→ **Work required**: In the listing below, count each line containing "React" and answer with the count only.

_ _ _ _

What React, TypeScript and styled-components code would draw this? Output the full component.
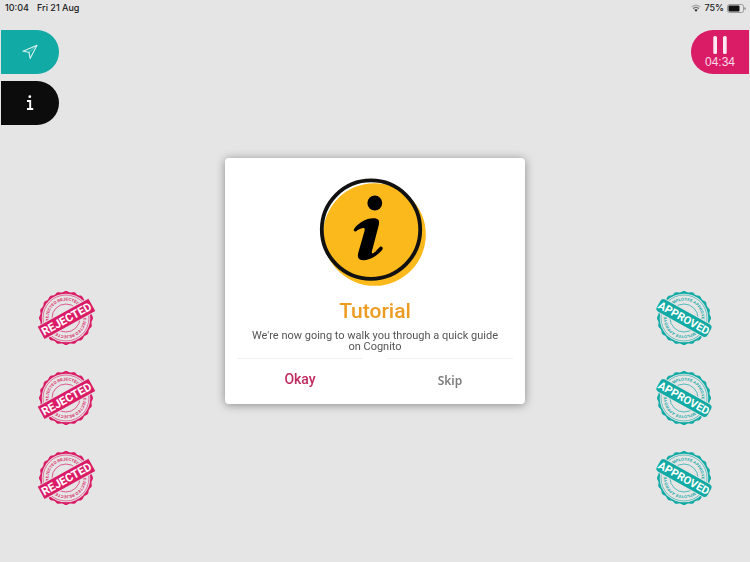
import React, { useId } from "react";
import styled, { createGlobalStyle } from "styled-components";

const colors = {
  page: "#e5e5e5",
  teal: "#12aaa5",
  pink: "#da1c67",
  black: "#0c0c0c",
  amber: "#fbb91c",
};

const GlobalStyle = createGlobalStyle`
  *, *::before, *::after { box-sizing: border-box; }
  body { margin: 0; background: ${colors.page}; }
  button { border: 0; padding: 0; background: none; cursor: pointer; font: inherit; }
`;

const Screen = styled.div`
  min-height: 100vh;
  display: flex;
  flex-direction: column;
  color: #1a1a1a;
  background: ${colors.page};
  font-family: "Liberation Sans", sans-serif;
`;

const StatusBar = styled.header`
  display: flex;
  justify-content: space-between;
  align-items: center;
  height: 16px;
  padding: 0 4px 0 5px;
  font: 500 9px/16px Inter, sans-serif;
`;

const StatusGroup = styled.div<{ $gap: number }>`
  display: flex;
  align-items: center;
  gap: ${(p) => p.$gap}px;
`;

const Controls = styled.nav`
  display: flex;
  justify-content: space-between;
  align-items: flex-start;
  padding: 14px 1px 0;
`;

const ControlStack = styled.div`
  display: flex;
  flex-direction: column;
  gap: 7px;
`;

const Tab = styled.button<{ $color: string; $side: "left" | "right" }>`
  display: flex;
  flex-direction: column;
  align-items: center;
  justify-content: center;
  width: 58px;
  height: 44px;
  color: #fff;
  background: ${(p) => p.$color};
  border-radius: ${(p) => (p.$side === "left" ? "0 22px 22px 0" : "22px 0 0 22px")};
`;

const Timer = styled.span`
  margin-top: 2px;
  font-size: 12px;
  line-height: 12px;
  color: #fbdce8;
`;

const Board = styled.main`
  flex: 1;
  display: flex;
  justify-content: space-between;
  align-items: flex-end;
  padding: 0 34px 52px;
`;

const StampColumn = styled.div`
  display: flex;
  flex-direction: column;
  gap: 16px;
`;

const StampButton = styled.button`
  display: block;
  width: 64px;
  height: 64px;

  svg { display: block; }
`;

const Overlay = styled.div`
  position: fixed;
  inset: 0;
  display: flex;
  align-items: center;
  justify-content: center;
`;

const Dialog = styled.section`
  width: 40%;
  min-width: 300px;
  padding: 20px 12px 0;
  display: flex;
  flex-direction: column;
  align-items: center;
  background: #fff;
  border-radius: 4px;
  box-shadow: 0 1px 10px rgba(0, 0, 0, 0.4);
`;

const Title = styled.h1`
  margin: 11px 0 0;
  color: #ec9c23;
  font: 500 21px/24px Roboto, sans-serif;
`;

const Message = styled.p`
  width: 252px;
  margin: 7px 0 0;
  color: #555;
  font: 400 11px/11px Roboto, sans-serif;
  text-align: center;
`;

const Actions = styled.div`
  align-self: stretch;
  display: grid;
  grid-template-columns: 1fr 1fr;
  column-gap: 24px;
  margin-top: 6px;
`;

const Action = styled.button<{ $primary?: boolean }>`
  height: 46px;
  padding: ${(p) => (p.$primary ? "0 0 6px" : "0 0 2px")};
  border-top: 1px solid #f2f2f2;
  color: ${(p) => (p.$primary ? "#c22a5e" : "#7c7c7c")};
  font: ${(p) => (p.$primary ? "500 14px/16px Roboto" : '600 12px/16px "Noto Sans"')}, sans-serif;
`;

const scallop = (() => {
  const points: string[] = [];
  const steps = 240;
  for (let n = 0; n < steps; n++) {
    const a = (n / steps) * Math.PI * 2;
    const r = 26.4 + 0.6 * Math.cos(a * 20);
    points.push(`${(32 + r * Math.cos(a)).toFixed(2)},${(32 + r * Math.sin(a)).toFixed(2)}`);
  }
  return `M${points.join("L")}Z`;
})();

type StampProps = {
  label: string;
  labelSize: number;
  ring: string;
  color: string;
  angle: number;
  drop: number;
  rounded?: boolean;
};

function Stamp({ label, labelSize, ring, color, angle, drop, rounded }: StampProps) {
  const id = useId();
  return (
    <StampButton type="button" aria-label={label}>
      <svg width="64" height="64" viewBox="0 0 64 64" fill="none">
        <path d={scallop} fill={color} />
        <circle cx="32" cy="32" r="24.3" fill={colors.page} />
        <circle cx="32" cy="32" r="23" stroke={color} strokeWidth="0.6" />
        <circle cx="32" cy="32" r="14" stroke={color} strokeWidth="0.7" />
        <g transform={`rotate(${angle} 32 32)`}>
          <path id={`${id}-top`} d="M14.5 32A17.5 17.5 0 0 1 49.5 32" />
          <path id={`${id}-bottom`} d="M49.5 32A17.5 17.5 0 0 1 14.5 32" />
          <g fill={color} fontFamily="Liberation Sans, sans-serif" fontWeight="700" fontSize="4" textAnchor="middle">
            <text><textPath href={`#${id}-top`} startOffset="50%">{ring}</textPath></text>
            <text><textPath href={`#${id}-bottom`} startOffset="50%">{ring}</textPath></text>
          </g>
          <g transform={`translate(0 ${drop})`}>
            <rect x="2.5" y="24.2" width="59" height="15.6" rx={rounded ? 4 : 0} fill={colors.page} />
            <rect x="3" y="25" width="58" height="14" rx={rounded ? 3.5 : 0} fill={color} />
            <text x="32" y="36" textAnchor="middle" fill="#fff" fontFamily="Roboto, sans-serif" fontWeight="700" fontSize={labelSize}>
              {label}
            </text>
          </g>
        </g>
      </svg>
    </StampButton>
  );
}

function WifiIcon() {
  return (
    <svg width="10" height="8" viewBox="0 0 10 8" fill="none">
      <path d="M.6 3.1Q5-.9 9.4 3.1" stroke="#aaa" strokeWidth="1.2" />
      <path d="M2.1 4.7Q5 2.2 7.9 4.7" stroke="#777" strokeWidth="1.2" />
      <path d="M3.3 5.8Q5 4.5 6.7 5.8L5 7.8Z" fill="#222" />
    </svg>
  );
}

function BatteryIcon() {
  return (
    <svg width="19" height="9" viewBox="0 0 19 9" fill="none">
      <rect x=".5" y=".5" width="16" height="8" rx="2" stroke="#999" />
      <rect x="1.5" y="1.5" width="11" height="6" rx="1" fill="#111" />
      <path d="M17.5 3v3q1.2-.5 1.2-1.5T17.5 3Z" fill="#777" />
    </svg>
  );
}

function LocationIcon() {
  return (
    <svg width="16" height="16" viewBox="0 0 16 16" fill="none">
      <path d="M15 1.3 1 7.3 7 8.2 8.1 14.5Z" stroke="#d7f3f0" strokeWidth="1.1" strokeLinejoin="round" />
      <path d="M15 1.3 7 8.2" stroke="#d7f3f0" strokeWidth=".5" />
    </svg>
  );
}

function InfoIcon() {
  return (
    <svg width="8" height="16" viewBox="0 0 8 16" fill="none">
      <circle cx="3.8" cy="1.7" r="1.4" fill="#fff" />
      <path d="M1 6H4.2V14M1 14H7.2" stroke="#fff" strokeWidth="1.9" />
    </svg>
  );
}

function PauseIcon() {
  return (
    <svg width="16" height="18" viewBox="0 0 16 18" fill="#fde9f1">
      <rect x="1.3" y="0" width="3.7" height="18" rx="1.5" />
      <rect x="11" y="0" width="3.7" height="18" rx="1.5" />
    </svg>
  );
}

function TutorialIcon() {
  return (
    <svg width="112" height="110" viewBox="0 0 112 110" fill="none">
      <circle cx="55.5" cy="56.5" r="51.3" fill={colors.amber} />
      <circle cx="52" cy="51.6" r="49.2" stroke="#111" strokeWidth="3.8" />
      <circle cx="55.8" cy="25" r="7.4" fill="#000" />
      <path
        d="M35 51C40 44 47 40.5 54 40.2C59 40 61 42 59.8 47L53 73C52.4 75.5 53.2 76 54.6 75C57 73.4 58.8 71 61.3 68.5C62.8 68 64.2 69.3 63.6 71.3C59 77.5 51.5 82 44.5 82.2C39.5 82.3 38.2 79.5 39.2 75L45.5 53C46.1 50.6 45.6 49.8 44 50C41.3 50.4 39.2 51.8 36.7 53.5C35.2 53.7 34.2 52.6 35 51Z"
        fill="#000"
      />
    </svg>
  );
}

const rows = [1, 2, 3];

export default function App() {
  return (
    <Screen>
      <GlobalStyle />
      <StatusBar>
        <StatusGroup $gap={8}>
          <time>10:04</time>
          <span>Fri 21 Aug</span>
        </StatusGroup>
        <StatusGroup $gap={3}>
          <WifiIcon />
          <span>75%</span>
          <BatteryIcon />
        </StatusGroup>
      </StatusBar>
      <Controls>
        <ControlStack>
          <Tab type="button" $color={colors.teal} $side="left" aria-label="Location"><LocationIcon /></Tab>
          <Tab type="button" $color={colors.black} $side="left" aria-label="Information"><InfoIcon /></Tab>
        </ControlStack>
        <Tab type="button" $color={colors.pink} $side="right" aria-label="Pause, 04:34">
          <PauseIcon />
          <Timer>04:34</Timer>
        </Tab>
      </Controls>
      <Board>
        <StampColumn>
          {rows.map((row) => (
            <Stamp key={row} label="REJECTED" labelSize={11.5} ring="REJECTED REJECTED" color={colors.pink} angle={-29} drop={1} />
          ))}
        </StampColumn>
        <StampColumn>
          {rows.map((row) => (
            <Stamp key={row} label="APPROVED" labelSize={11} ring="EMPLOYEE APPROVED" color={colors.teal} angle={29} drop={0} rounded />
          ))}
        </StampColumn>
      </Board>
      <Overlay>
        <Dialog role="dialog" aria-modal="true" aria-labelledby="dialog-title">
          <TutorialIcon />
          <Title id="dialog-title">Tutorial</Title>
          <Message>We're now going to walk you through a quick guide on Cognito</Message>
          <Actions>
            <Action type="button" $primary>Okay</Action>
            <Action type="button">Skip</Action>
          </Actions>
        </Dialog>
      </Overlay>
    </Screen>
  );
}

_ _ _ _

→ **Final result**: 2